Victor Jean Nicolle, an architectural painter, draughtsman and etcher from Paris, began his training at the Ecole Royale Gratuite de Dessin. He continued his studies in the studio of Louis Charles François Petit-Radel and was awarded the Grand Prix in Perspective in 1771. The artist travelled to Italy several times, also at the behest of Louis XVI, in order to paint vedute and monuments in Rome and other parts of the country.

Nicolle was an extremely versatile artist, whose skill in perspective drawing is apparent in the numerous views of buildings and ruins he produced. In addition to hastily made charcoal and ink drawings, he created extremely meticulous and detailed pen-and-ink and painted vedute in his studio. These often constitute valuable documentation of buildings that no longer exist.

The latter include the present view of the staircase and passageway in what is probably a Renaissance palace in Rome.
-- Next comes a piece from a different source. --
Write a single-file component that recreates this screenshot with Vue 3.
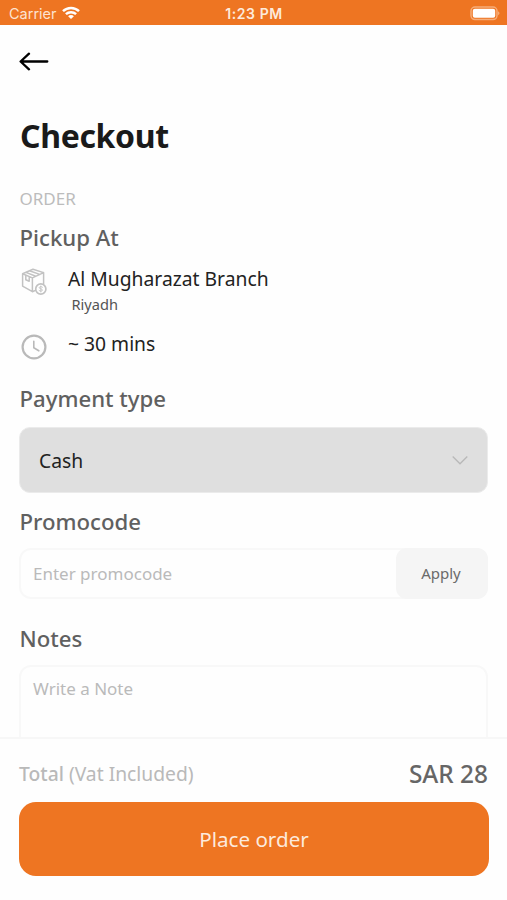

Here Nicolle uses exquisite penwork and very delicate strokes of the brush to capture in soft shades of red, blue and yellow ornaments, the tritons and other hybrid creatures that make up the grotesque ornamentation of the vault. The arch at the end of the passageway affords a view of the courtyard, where a fountain basin with a sculpture of a river god can be seen beneath an overgrown pergola. At the bottom left, a date in Roman figures, probably 1578, can be read on a stone in the ground, presumably indicating the year in which the building was erected. While the sheet has all the attention to detail of a documentary architectural drawing, the scene appears anything but static; the sunlight streaming in around midday and the staffage figures playing with the cat introduce a sense of the momentary and ephemeral.